Throughout the years, I have hosted many college students, both in my classes and in my offices, as student interns and full-time employees. I have looked at many eager faces, many resumes, and an equal amount of cover letters. I’ve interviewed hundreds of people in job interviews and mock interviews. And, I’ve seen just about every bad mistake that can be made by someone trying to get a job, especially a first job. By the way, I have also been out of work a couple of times and had to scramble to find a new job to pay the mortgage and the car payment, as well as the food and credit cards. Yes, I have been where you are, on the outside looking in, wondering how in God’s name to get a job. I’ve read the job sites just like you, typed cover letters, sent e-mails, and waited for the e-mail to ping or the phone to ring, wondering why the heck it hadn’t. I’ve seen the problem from both sides. I know of what I speak. That’s another reason why I am so qualified to talk about this subject.
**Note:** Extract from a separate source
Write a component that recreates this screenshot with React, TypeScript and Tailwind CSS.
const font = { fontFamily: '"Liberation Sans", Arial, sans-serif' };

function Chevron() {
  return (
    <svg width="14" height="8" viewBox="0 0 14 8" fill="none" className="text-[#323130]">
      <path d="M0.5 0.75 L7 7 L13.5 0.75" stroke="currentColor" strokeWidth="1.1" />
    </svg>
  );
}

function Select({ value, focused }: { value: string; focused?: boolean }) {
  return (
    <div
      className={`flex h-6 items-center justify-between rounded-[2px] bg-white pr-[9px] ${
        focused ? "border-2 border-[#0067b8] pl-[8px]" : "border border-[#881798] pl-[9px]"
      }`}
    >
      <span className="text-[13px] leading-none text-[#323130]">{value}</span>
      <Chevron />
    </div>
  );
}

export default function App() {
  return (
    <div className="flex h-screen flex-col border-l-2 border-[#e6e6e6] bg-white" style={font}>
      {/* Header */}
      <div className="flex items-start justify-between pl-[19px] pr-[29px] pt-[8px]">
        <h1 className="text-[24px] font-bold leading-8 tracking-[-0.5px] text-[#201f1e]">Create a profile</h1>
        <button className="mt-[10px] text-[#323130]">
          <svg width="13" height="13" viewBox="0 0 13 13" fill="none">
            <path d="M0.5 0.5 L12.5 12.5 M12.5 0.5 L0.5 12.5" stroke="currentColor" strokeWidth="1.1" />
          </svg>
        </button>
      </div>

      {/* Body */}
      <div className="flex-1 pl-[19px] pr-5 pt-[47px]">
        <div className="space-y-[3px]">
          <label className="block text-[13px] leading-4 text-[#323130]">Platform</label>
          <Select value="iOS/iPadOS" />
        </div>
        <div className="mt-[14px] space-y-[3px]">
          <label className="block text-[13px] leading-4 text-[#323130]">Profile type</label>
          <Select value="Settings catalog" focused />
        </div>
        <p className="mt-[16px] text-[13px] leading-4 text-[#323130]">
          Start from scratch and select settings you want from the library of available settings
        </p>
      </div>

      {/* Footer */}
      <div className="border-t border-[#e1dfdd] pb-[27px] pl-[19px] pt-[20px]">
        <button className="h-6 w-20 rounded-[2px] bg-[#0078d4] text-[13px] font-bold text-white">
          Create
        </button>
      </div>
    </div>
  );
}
When I taught marketing, (and I have also taught public relations, corporate communications, presentation skills, negotiation, advertising, and professional writing), I included a session on self promotion. It was the most popular session of the classes and it helped me achieve good student evaluations.

In my teaching, many of my students are intrigued by what I say. Many are dumbfounded, a few are outraged, and a few more think I’m crazy. What I present to my students, and what isn’t typical, I hereby present to you in these pages—fundamentals about how to get a job using marketing techniques, the same techniques that are used to sell the beer you drink, the cereal you buy, the cars you drive, the clothes you wear, and even the doctors you visit. These marketing fundamentals and marketing techniques help you identify yourself as a great product, differentiate yourself from your competition, and then sell yourself to a potential employer, based on the benefits you offer them, the needs and wants that you fulfill.
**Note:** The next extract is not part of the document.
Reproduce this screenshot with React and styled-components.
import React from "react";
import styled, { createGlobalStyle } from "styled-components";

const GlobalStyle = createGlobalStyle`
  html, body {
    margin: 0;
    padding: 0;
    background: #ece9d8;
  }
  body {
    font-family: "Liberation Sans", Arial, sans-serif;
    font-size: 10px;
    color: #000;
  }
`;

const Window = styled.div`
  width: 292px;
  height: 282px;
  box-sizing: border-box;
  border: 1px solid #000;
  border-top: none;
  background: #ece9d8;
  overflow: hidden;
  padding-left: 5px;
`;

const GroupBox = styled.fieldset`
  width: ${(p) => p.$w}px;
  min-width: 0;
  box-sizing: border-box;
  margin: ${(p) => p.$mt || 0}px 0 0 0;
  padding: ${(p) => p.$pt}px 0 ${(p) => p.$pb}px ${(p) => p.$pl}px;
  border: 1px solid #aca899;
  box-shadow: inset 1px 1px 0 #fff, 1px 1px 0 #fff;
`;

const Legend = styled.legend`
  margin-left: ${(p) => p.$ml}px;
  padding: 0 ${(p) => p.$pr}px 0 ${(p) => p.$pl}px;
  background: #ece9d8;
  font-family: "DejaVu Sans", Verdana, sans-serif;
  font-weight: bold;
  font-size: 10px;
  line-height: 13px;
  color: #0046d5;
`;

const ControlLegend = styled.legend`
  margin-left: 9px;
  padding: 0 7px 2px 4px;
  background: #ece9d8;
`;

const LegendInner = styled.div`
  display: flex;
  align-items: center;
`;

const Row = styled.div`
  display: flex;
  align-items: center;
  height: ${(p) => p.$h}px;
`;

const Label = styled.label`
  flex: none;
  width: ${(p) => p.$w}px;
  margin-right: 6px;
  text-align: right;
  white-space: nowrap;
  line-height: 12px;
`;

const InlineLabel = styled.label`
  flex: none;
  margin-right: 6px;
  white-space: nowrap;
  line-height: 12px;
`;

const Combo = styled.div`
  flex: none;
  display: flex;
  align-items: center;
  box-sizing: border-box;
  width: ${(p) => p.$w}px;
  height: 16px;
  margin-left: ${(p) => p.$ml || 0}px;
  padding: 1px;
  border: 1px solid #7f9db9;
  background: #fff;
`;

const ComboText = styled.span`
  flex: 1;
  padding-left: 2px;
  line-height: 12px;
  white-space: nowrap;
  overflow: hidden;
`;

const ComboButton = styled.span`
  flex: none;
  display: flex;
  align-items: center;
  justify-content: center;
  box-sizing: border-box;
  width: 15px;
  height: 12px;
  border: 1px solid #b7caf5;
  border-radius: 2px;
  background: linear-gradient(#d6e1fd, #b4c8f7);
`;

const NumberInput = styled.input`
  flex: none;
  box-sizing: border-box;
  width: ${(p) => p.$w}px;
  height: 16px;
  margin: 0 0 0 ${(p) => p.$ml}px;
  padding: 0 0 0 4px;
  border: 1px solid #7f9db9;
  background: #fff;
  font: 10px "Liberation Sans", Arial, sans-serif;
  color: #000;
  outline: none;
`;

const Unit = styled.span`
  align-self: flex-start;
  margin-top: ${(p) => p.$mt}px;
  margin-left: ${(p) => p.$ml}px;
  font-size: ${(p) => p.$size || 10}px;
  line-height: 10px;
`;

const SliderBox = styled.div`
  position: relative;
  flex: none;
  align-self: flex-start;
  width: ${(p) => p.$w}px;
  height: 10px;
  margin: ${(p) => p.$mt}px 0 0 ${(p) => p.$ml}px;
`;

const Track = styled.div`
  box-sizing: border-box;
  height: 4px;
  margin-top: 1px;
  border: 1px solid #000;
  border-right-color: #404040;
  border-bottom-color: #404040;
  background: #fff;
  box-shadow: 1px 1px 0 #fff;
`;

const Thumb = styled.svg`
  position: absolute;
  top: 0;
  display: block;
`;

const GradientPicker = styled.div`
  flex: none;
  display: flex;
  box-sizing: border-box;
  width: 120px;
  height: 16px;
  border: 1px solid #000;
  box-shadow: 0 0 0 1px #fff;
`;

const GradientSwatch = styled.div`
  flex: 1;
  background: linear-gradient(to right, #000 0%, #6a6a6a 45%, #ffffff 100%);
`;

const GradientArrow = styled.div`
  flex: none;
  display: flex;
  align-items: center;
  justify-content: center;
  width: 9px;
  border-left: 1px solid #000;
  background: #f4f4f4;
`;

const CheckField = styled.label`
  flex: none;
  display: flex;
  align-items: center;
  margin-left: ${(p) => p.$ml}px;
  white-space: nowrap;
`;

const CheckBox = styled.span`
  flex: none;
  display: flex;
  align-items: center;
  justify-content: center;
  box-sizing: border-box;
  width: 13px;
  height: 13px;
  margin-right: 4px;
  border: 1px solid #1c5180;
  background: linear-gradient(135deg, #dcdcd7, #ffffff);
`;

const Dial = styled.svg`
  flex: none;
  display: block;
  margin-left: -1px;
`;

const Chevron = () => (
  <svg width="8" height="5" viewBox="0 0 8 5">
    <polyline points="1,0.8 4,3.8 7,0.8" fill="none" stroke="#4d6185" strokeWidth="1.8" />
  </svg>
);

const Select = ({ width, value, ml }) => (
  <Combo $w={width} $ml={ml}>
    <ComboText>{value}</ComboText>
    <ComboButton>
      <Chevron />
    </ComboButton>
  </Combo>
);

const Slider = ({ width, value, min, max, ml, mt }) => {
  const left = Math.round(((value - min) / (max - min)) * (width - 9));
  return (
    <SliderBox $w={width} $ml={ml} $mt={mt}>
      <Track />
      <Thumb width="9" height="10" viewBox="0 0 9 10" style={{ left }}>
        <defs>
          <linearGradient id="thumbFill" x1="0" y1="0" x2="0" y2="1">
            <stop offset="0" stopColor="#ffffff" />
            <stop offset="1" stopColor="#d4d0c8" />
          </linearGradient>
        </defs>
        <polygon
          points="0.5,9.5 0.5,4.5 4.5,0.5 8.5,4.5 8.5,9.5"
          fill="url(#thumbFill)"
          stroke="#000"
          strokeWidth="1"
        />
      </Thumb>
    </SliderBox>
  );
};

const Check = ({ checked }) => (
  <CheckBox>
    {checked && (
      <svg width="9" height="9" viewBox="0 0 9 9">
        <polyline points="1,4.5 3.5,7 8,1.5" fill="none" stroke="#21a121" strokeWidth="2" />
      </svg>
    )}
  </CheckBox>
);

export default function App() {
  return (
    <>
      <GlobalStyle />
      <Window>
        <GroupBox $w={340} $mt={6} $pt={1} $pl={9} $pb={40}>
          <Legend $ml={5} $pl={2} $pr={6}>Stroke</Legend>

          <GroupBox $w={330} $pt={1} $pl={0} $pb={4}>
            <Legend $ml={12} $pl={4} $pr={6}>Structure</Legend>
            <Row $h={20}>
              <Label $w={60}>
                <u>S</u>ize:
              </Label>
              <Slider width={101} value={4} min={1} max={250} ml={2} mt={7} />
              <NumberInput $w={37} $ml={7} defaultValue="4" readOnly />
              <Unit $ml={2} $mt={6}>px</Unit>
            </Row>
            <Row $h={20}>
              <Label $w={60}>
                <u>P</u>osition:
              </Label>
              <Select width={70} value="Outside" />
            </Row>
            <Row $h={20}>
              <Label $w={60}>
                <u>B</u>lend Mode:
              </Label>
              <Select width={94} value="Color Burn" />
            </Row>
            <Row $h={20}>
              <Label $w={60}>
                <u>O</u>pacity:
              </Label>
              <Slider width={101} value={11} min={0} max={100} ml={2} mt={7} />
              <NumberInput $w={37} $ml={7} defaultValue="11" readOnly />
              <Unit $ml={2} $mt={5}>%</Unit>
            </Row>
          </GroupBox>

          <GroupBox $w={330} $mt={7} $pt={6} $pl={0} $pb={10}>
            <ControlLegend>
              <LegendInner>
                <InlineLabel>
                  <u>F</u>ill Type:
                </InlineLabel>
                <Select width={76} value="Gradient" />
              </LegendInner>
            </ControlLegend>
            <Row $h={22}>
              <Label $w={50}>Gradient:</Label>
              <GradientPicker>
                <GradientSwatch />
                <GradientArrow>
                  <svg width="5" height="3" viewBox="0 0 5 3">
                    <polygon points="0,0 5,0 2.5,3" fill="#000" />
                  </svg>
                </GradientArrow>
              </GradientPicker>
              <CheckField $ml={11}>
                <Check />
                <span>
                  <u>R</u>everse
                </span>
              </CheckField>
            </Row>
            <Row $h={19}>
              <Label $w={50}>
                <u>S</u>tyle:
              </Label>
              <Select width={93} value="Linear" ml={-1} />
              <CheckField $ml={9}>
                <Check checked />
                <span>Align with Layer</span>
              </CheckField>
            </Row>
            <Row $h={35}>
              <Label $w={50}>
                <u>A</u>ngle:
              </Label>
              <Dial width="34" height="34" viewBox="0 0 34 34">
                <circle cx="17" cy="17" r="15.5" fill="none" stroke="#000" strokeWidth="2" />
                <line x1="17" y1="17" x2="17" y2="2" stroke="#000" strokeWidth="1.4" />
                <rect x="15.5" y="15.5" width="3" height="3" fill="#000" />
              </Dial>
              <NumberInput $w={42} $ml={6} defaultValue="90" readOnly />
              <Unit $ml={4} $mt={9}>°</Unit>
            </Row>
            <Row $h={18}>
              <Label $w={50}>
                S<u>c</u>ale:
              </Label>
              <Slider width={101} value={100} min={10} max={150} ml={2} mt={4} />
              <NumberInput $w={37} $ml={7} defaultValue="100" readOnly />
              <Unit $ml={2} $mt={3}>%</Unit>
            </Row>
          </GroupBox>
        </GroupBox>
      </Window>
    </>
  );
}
In the next pages, we’ll look at how to use tested marketing techniques to get a job, even if you’re still in college, how to evaluate the job market, how to examine the job sites, how to write a good e-mail and a good cover letter and resume, and how to interview well.

Ultimately, you’ll see that this is all common sense, not some academic voodoo. You’ll find that you really do understand marketing from the practical level. It doesn’t take a genius to figure it out, just someone who’s willing to stand out in the crowd and not listen to the tired, old clichés being force-fed by some people that you should “do what everyone else does and don’t make any waves,” or “don’t look different.” This is the very worst advice anyone can give you about getting a job. If Procter & Gamble worked that way, they wouldn’t have as many leading products as they do.

As you will see in the following pages, you need to be unique, different from the competition, and offering some benefit to the consumer (the company that you want to hire you). You need to understand and relate to your market! You need to use marketing techniques!

So, hop on for the ride and see what you think!